What I am saying is that using rainbow tables today is not really necessary, since enumerating the hashes on the fly on GPU is so cheap that keeping the table is not an all that huge optimization. 2.8 billion hashes per second means that you run through 56 gigabytes worth of potential hashes per second, and that's on a single cheaply available 5970 GPU. Storage is not an issue since you will just hash, check for a match, and then immediately discard it if unsuccessful.

Rainbow tables would of course help in that there are so many users in the LinkedIn dump, but it is still fairly easily within reach for an enterprising hacker to brute-force through a ton of them one by one. On smaller systems the salt is basically irrelevant, the GPU will go through the possibilities so fast that it is not worth the trouble to look at a table. This also means that anyone looking at a password dump can select some especially interesting user accounts and spend more resources on those, brute-forcing them more deeply than was ever practical with a rainbow table (which were always, of course, only good for short or simple passwords).
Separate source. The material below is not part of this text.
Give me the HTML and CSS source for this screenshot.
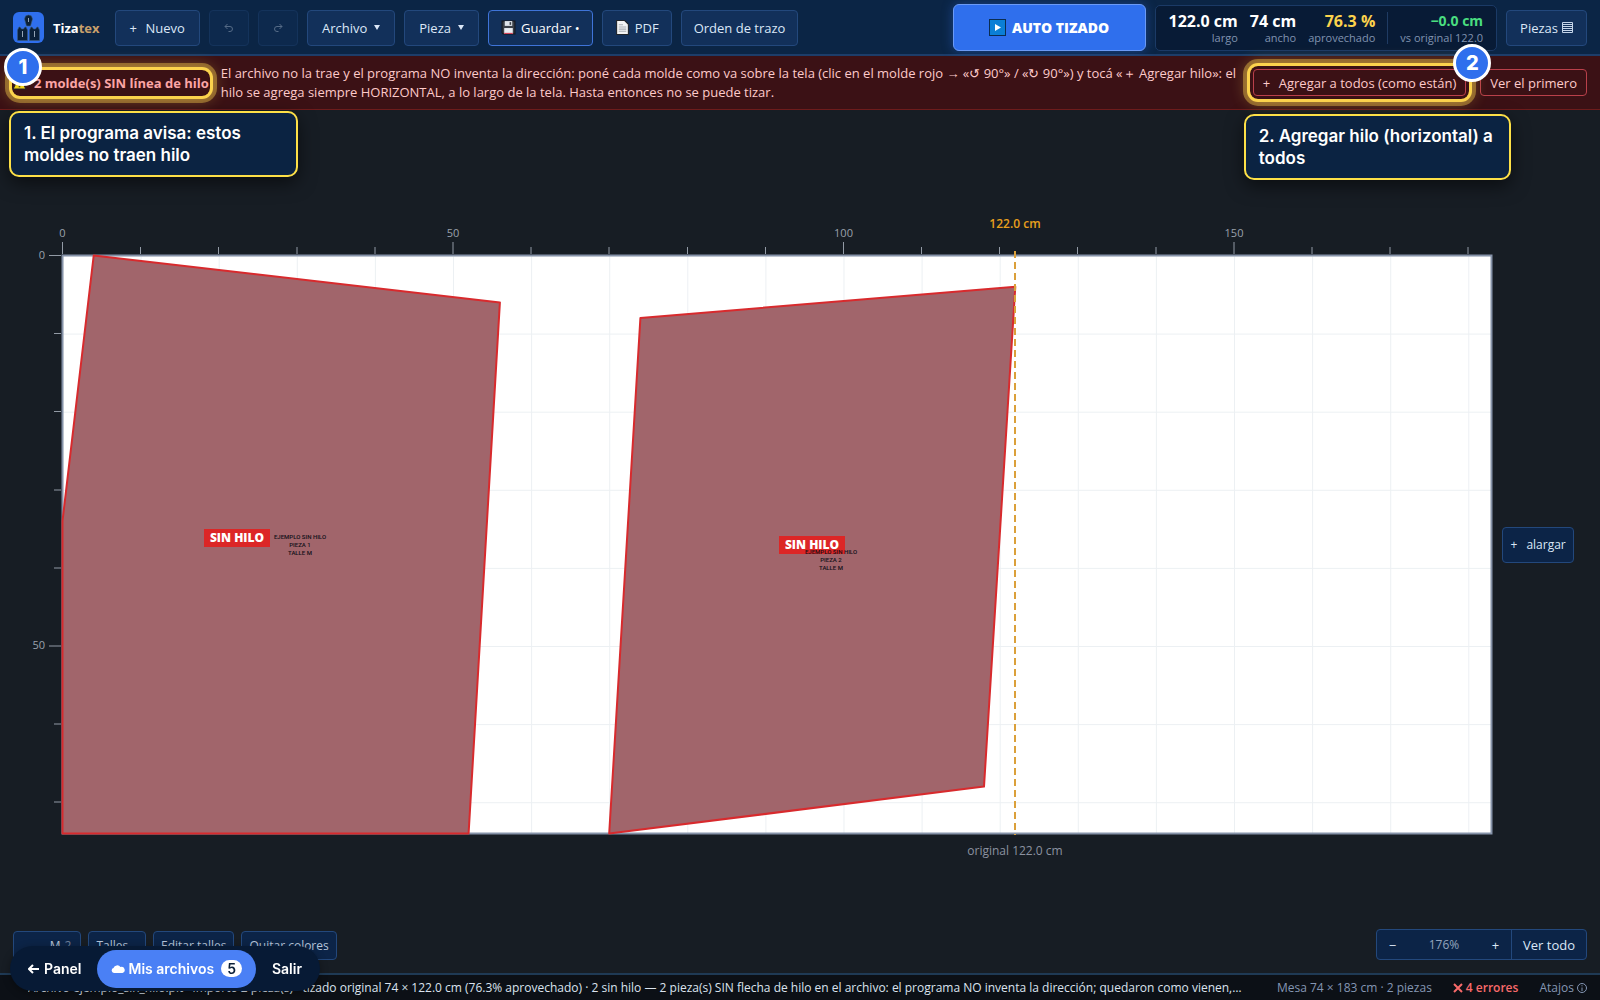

The accounts in the LinkedIn dump should be considered compromised with or without salt. Adding salt costs nothing, but it hardly makes a practical difference in the attitude you can take towards the crack.

Edited 2012-06-07 11:56 UTC

Reply Parent Score: 4

Alfman Member since:
2011-01-28

If the CPU/GPU hashing performance is sufficiently fast (due to parallelism), then your right rainbow tables might become a bottleneck instead of helping. I cannot vouch for your numbers, but if accurate then maybe we're already at a point where rainbow tables aren't necessary.

If one has already broken into a website though, it may be quite easy to modify the server code to capture the passwords when they are used before they are hashed at all.


"The accounts in the LinkedIn dump should be considered compromised with or without salt. Adding salt costs nothing, but it hardly makes a practical difference in the attitude you can take towards the crack."

Ideally if an advanced attacker can go through one trillion hashes per second (using parallelism), then you could hash your password recursively so the attacker's effective speed is rate limited to a few passwords per second. However obviously this places a rather large burden on servers just to run billions of hashes to slow the attackers down.